_Record excerpts_:
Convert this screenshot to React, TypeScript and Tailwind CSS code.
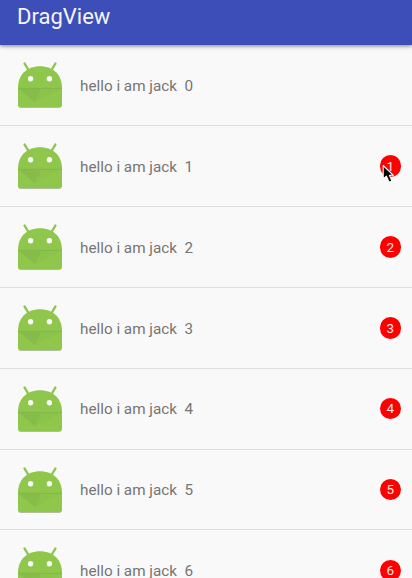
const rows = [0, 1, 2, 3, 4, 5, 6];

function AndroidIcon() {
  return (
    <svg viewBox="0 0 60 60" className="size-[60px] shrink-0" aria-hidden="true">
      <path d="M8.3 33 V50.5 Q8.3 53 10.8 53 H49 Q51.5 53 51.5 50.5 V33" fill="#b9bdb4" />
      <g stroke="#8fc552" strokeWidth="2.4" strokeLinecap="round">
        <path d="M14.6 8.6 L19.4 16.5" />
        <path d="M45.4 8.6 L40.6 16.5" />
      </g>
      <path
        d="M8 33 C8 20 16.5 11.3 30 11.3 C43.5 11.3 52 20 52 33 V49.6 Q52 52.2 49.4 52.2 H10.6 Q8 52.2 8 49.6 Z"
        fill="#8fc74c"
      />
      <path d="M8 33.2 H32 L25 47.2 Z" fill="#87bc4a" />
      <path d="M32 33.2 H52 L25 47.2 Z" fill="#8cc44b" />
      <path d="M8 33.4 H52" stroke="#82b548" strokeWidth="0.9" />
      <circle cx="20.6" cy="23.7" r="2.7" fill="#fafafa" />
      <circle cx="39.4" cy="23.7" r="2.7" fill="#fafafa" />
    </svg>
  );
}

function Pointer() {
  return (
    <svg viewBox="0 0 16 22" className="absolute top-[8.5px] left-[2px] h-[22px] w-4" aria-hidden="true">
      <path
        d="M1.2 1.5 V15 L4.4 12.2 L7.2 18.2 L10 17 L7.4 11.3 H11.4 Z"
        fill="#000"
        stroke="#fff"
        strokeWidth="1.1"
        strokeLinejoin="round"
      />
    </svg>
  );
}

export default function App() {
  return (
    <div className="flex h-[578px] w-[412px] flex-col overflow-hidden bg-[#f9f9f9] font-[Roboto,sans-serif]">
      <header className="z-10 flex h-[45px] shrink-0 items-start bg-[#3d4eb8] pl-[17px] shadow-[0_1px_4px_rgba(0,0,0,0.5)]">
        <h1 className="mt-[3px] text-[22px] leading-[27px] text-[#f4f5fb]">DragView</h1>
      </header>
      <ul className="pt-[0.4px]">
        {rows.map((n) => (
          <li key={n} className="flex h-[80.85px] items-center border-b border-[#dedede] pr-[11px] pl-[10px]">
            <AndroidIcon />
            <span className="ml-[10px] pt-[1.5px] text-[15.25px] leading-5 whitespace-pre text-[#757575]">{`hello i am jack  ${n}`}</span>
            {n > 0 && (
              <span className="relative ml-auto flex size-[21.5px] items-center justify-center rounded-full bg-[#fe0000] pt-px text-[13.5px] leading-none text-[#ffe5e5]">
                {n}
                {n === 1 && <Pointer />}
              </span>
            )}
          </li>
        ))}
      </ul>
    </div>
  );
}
---
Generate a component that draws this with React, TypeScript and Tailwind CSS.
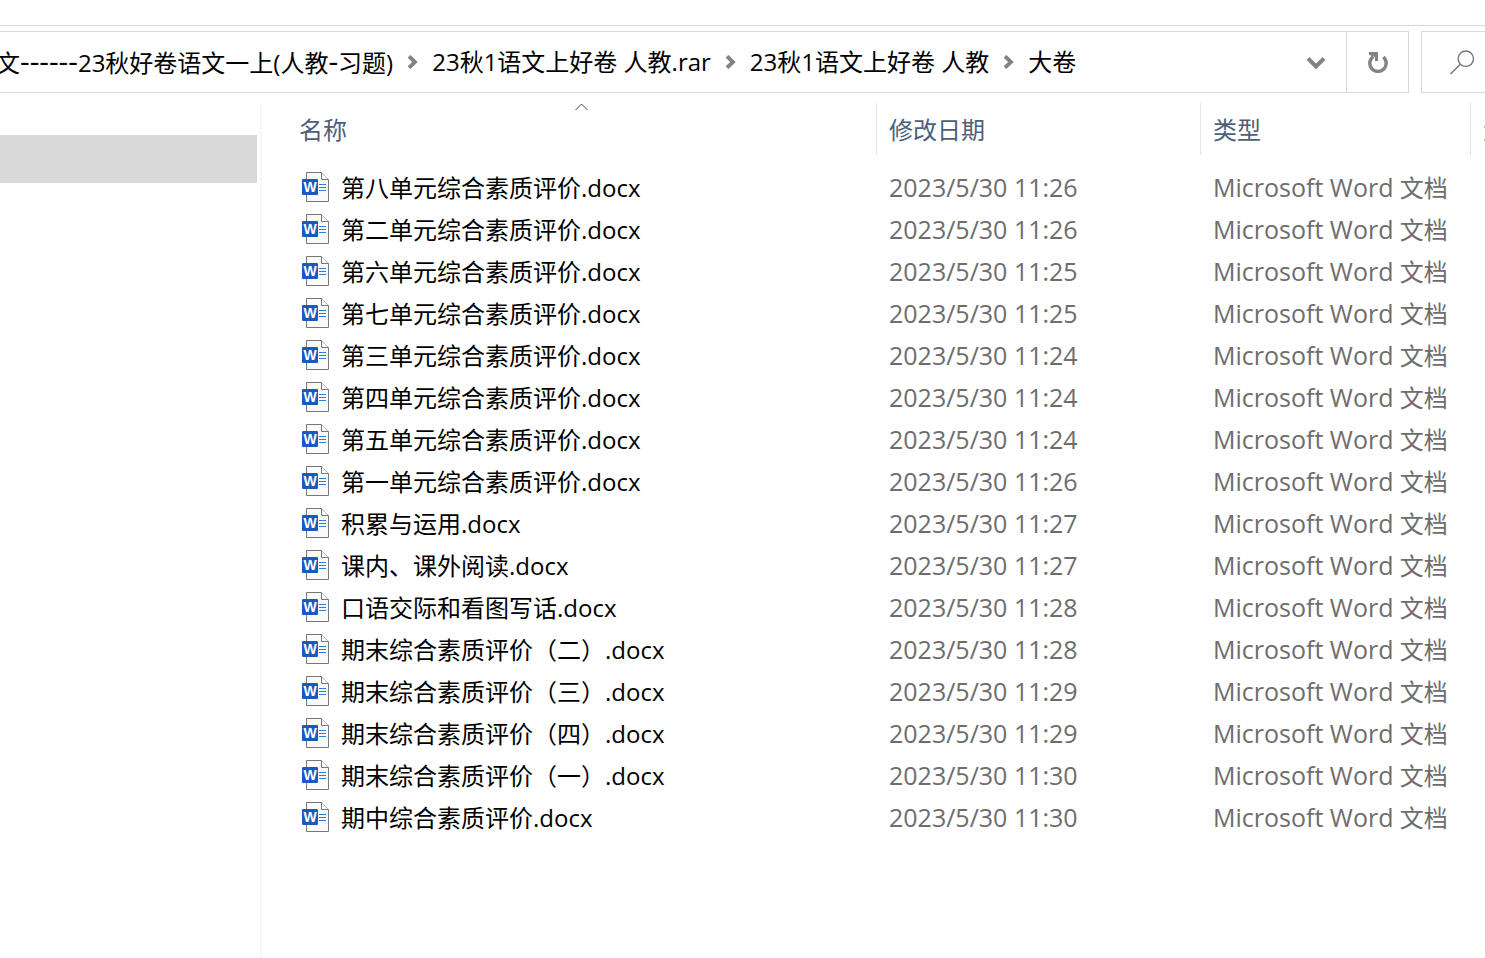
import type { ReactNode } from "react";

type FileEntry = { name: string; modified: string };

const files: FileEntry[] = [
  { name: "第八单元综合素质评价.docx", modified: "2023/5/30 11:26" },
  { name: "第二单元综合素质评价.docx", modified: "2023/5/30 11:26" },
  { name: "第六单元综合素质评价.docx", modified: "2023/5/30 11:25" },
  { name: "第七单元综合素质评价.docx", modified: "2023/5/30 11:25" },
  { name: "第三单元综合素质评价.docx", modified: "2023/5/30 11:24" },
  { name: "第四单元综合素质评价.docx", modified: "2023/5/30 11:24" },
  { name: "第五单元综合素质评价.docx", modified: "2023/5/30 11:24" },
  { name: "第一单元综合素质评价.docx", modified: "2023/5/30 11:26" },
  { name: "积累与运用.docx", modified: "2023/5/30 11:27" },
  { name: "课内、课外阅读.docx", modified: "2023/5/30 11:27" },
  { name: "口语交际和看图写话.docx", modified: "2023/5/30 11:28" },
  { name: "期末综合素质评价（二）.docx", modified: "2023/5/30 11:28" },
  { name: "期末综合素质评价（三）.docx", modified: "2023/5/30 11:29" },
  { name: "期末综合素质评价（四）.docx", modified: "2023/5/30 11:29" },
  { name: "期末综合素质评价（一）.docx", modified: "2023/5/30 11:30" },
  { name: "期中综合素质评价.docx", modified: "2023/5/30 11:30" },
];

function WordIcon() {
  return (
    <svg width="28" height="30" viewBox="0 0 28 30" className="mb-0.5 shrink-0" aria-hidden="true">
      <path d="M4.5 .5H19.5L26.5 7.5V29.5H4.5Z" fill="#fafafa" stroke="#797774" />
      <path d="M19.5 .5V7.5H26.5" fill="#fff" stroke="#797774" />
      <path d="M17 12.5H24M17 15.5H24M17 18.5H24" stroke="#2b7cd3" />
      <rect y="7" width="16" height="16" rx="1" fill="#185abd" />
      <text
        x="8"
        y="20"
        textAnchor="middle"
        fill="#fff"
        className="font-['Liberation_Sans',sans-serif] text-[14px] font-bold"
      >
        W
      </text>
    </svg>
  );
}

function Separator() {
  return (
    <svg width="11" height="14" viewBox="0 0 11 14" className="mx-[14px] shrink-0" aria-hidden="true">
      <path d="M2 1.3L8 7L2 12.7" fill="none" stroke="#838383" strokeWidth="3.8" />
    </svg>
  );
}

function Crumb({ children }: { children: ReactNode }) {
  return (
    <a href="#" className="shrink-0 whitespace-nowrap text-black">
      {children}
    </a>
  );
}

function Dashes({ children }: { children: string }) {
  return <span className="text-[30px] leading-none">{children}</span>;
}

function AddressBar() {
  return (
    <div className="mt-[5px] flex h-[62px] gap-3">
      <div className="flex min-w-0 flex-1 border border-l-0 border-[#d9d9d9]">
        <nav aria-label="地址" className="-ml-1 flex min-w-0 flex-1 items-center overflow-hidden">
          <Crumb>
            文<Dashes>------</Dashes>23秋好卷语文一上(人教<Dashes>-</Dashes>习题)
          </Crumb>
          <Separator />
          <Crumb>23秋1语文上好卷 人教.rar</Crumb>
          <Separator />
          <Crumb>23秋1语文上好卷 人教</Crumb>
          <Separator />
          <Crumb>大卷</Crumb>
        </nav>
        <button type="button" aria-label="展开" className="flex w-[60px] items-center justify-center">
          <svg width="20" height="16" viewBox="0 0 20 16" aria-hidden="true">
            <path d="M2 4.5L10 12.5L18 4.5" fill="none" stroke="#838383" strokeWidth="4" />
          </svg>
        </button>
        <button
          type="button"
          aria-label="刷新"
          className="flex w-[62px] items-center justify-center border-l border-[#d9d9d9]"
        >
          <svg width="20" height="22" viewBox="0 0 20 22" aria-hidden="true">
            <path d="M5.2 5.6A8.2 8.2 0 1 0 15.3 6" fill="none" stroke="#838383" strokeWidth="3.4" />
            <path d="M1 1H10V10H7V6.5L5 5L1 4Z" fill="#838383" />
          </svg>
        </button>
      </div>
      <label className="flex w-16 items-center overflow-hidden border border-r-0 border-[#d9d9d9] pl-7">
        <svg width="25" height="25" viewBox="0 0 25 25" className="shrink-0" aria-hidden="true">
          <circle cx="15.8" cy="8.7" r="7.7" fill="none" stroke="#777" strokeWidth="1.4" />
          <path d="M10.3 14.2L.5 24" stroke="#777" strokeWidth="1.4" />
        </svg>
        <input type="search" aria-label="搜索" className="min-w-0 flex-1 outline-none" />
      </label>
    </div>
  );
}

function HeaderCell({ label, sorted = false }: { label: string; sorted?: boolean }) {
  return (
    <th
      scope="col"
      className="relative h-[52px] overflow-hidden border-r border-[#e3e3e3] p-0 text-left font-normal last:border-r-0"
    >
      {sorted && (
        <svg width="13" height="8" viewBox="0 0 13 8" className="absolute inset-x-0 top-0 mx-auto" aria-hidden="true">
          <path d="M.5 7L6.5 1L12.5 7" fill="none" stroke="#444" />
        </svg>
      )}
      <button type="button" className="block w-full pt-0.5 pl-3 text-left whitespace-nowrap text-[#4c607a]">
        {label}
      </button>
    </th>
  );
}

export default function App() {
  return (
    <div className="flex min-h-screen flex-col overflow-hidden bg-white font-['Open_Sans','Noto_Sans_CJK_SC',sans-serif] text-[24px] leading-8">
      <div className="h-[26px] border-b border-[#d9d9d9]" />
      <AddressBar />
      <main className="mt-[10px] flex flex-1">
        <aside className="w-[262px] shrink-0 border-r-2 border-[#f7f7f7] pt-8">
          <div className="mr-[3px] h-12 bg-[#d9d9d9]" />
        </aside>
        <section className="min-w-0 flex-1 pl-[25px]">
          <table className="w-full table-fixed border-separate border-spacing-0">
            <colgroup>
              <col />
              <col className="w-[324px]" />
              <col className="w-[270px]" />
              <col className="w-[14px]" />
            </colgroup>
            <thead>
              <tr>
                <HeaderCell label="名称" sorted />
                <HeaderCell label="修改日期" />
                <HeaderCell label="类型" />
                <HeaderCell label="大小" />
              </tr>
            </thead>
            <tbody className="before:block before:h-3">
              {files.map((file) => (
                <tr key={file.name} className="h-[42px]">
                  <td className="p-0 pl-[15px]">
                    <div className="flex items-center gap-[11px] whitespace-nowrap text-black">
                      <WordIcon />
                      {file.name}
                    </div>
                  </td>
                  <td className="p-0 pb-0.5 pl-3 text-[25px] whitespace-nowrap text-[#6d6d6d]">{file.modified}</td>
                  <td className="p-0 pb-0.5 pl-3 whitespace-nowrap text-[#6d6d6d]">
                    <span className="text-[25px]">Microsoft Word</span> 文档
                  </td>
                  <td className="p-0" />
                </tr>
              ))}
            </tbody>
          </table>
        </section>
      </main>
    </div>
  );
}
* * *
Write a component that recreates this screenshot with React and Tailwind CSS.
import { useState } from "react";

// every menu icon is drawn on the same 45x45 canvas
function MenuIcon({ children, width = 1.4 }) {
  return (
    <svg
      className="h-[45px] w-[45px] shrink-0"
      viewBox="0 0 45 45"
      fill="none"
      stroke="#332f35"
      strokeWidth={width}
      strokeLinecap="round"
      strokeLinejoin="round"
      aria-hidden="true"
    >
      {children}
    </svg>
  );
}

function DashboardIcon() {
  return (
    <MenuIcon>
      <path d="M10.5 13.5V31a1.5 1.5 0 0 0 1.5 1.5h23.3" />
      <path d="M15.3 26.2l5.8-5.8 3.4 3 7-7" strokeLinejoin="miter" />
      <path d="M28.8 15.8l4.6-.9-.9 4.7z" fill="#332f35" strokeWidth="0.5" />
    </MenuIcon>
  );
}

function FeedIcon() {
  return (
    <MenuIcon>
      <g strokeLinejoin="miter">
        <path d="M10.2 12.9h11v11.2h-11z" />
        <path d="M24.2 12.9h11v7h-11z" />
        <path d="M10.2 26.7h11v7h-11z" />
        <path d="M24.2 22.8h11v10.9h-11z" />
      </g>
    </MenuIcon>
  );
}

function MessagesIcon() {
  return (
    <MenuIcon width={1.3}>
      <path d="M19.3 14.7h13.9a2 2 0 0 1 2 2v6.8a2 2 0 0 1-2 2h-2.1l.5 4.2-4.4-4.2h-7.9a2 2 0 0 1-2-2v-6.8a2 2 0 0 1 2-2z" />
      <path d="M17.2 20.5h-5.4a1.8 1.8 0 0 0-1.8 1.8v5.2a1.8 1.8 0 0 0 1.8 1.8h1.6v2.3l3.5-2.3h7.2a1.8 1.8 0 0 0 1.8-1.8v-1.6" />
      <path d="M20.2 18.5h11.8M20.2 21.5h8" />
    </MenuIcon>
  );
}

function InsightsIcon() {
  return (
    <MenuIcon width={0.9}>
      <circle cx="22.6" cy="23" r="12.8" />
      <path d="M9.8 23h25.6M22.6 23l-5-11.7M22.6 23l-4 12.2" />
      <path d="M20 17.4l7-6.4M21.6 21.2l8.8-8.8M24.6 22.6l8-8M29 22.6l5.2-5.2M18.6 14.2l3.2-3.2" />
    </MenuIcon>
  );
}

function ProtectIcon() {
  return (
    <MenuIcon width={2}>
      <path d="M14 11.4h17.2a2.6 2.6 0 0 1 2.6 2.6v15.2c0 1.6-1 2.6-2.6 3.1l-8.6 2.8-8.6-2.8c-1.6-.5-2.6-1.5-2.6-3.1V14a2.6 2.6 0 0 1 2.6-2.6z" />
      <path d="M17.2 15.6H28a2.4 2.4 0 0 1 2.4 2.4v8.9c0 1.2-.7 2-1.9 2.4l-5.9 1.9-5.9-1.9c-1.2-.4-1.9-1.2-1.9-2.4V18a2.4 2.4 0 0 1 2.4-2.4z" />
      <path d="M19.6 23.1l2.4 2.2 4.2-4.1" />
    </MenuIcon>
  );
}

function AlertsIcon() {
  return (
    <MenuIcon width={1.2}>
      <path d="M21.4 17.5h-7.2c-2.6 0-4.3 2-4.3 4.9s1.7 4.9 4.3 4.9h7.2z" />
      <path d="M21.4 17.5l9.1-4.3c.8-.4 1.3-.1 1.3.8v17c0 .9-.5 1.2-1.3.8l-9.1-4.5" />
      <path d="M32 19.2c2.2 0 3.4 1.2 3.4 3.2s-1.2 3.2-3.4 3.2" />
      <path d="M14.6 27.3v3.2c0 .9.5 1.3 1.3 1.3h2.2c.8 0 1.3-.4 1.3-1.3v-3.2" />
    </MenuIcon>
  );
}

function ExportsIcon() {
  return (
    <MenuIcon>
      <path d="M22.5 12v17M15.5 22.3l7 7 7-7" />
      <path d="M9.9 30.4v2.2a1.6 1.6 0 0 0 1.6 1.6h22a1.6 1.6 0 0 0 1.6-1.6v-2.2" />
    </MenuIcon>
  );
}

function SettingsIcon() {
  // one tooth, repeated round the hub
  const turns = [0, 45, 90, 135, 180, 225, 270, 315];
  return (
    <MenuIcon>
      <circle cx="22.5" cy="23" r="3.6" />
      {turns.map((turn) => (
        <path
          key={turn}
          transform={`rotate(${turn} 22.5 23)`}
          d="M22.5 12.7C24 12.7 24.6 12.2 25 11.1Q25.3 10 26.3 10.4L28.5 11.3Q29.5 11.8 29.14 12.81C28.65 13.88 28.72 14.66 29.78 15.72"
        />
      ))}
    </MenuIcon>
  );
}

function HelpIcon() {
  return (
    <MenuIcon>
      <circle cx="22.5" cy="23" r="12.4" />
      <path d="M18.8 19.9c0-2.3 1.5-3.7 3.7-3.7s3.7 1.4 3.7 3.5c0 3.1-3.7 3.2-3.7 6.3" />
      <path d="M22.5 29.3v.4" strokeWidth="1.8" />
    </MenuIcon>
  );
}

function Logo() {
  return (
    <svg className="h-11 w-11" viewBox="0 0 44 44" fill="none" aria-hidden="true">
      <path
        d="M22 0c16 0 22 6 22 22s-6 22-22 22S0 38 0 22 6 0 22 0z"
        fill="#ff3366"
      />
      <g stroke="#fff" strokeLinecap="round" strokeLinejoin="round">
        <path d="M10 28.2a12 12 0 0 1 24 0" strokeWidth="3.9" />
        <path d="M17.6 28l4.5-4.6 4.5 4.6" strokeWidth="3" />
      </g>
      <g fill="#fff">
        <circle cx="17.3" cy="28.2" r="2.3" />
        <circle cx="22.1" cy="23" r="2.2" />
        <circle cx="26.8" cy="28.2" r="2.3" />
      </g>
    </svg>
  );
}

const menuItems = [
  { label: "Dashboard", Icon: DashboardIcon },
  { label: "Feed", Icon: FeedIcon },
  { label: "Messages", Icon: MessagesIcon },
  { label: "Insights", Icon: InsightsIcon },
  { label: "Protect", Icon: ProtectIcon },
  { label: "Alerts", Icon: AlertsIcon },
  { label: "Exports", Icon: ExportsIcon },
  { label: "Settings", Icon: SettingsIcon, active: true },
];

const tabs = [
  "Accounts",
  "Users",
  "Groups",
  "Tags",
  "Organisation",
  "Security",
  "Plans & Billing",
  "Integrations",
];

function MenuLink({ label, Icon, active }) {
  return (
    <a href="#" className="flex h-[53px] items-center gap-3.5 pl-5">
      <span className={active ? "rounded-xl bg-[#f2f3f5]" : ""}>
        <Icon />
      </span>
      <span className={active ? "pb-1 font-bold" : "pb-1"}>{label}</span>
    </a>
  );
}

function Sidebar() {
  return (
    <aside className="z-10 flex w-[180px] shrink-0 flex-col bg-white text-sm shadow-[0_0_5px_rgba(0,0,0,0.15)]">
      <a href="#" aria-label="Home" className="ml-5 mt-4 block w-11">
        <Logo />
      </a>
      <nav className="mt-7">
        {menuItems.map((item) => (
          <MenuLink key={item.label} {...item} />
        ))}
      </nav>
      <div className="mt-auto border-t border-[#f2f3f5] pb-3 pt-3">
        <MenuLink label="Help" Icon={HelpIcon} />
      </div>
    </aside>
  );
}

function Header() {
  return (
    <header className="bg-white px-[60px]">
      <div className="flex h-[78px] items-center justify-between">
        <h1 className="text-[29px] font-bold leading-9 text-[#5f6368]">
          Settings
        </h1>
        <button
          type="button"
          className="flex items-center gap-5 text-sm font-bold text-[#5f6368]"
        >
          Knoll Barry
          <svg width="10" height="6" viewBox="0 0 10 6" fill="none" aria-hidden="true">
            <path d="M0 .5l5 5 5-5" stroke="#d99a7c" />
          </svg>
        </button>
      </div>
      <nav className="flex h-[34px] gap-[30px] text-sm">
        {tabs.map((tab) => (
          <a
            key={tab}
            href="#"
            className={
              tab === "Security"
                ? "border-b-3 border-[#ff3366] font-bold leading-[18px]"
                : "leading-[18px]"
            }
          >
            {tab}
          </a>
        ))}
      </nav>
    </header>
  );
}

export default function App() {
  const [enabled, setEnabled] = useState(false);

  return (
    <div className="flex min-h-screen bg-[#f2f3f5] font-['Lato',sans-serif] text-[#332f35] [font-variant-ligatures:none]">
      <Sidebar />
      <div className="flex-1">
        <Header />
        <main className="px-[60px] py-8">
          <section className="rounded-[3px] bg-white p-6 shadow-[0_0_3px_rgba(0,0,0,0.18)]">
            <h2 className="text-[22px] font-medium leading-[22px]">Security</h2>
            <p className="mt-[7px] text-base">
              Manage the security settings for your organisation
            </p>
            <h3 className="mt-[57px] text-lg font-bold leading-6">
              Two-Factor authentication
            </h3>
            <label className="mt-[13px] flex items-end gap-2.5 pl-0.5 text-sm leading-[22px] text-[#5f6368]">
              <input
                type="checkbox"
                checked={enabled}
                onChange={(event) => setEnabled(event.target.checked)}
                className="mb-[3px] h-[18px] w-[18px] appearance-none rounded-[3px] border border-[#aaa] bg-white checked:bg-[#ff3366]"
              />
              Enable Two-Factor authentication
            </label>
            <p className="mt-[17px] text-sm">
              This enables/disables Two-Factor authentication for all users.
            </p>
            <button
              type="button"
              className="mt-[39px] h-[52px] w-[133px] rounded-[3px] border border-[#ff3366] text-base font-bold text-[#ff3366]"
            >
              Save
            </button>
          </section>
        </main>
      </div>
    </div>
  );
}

_Task details_: Looking above, find the stretch of lines that opens with the one holding "Convert this screenshot" and closes with the one holding "const rows = [0, 1, 2, 3, 4, 5, 6];". Copy it exactly, pictures excluded.

_Written response_:
Convert this screenshot to React, TypeScript and Tailwind CSS code.
const rows = [0, 1, 2, 3, 4, 5, 6];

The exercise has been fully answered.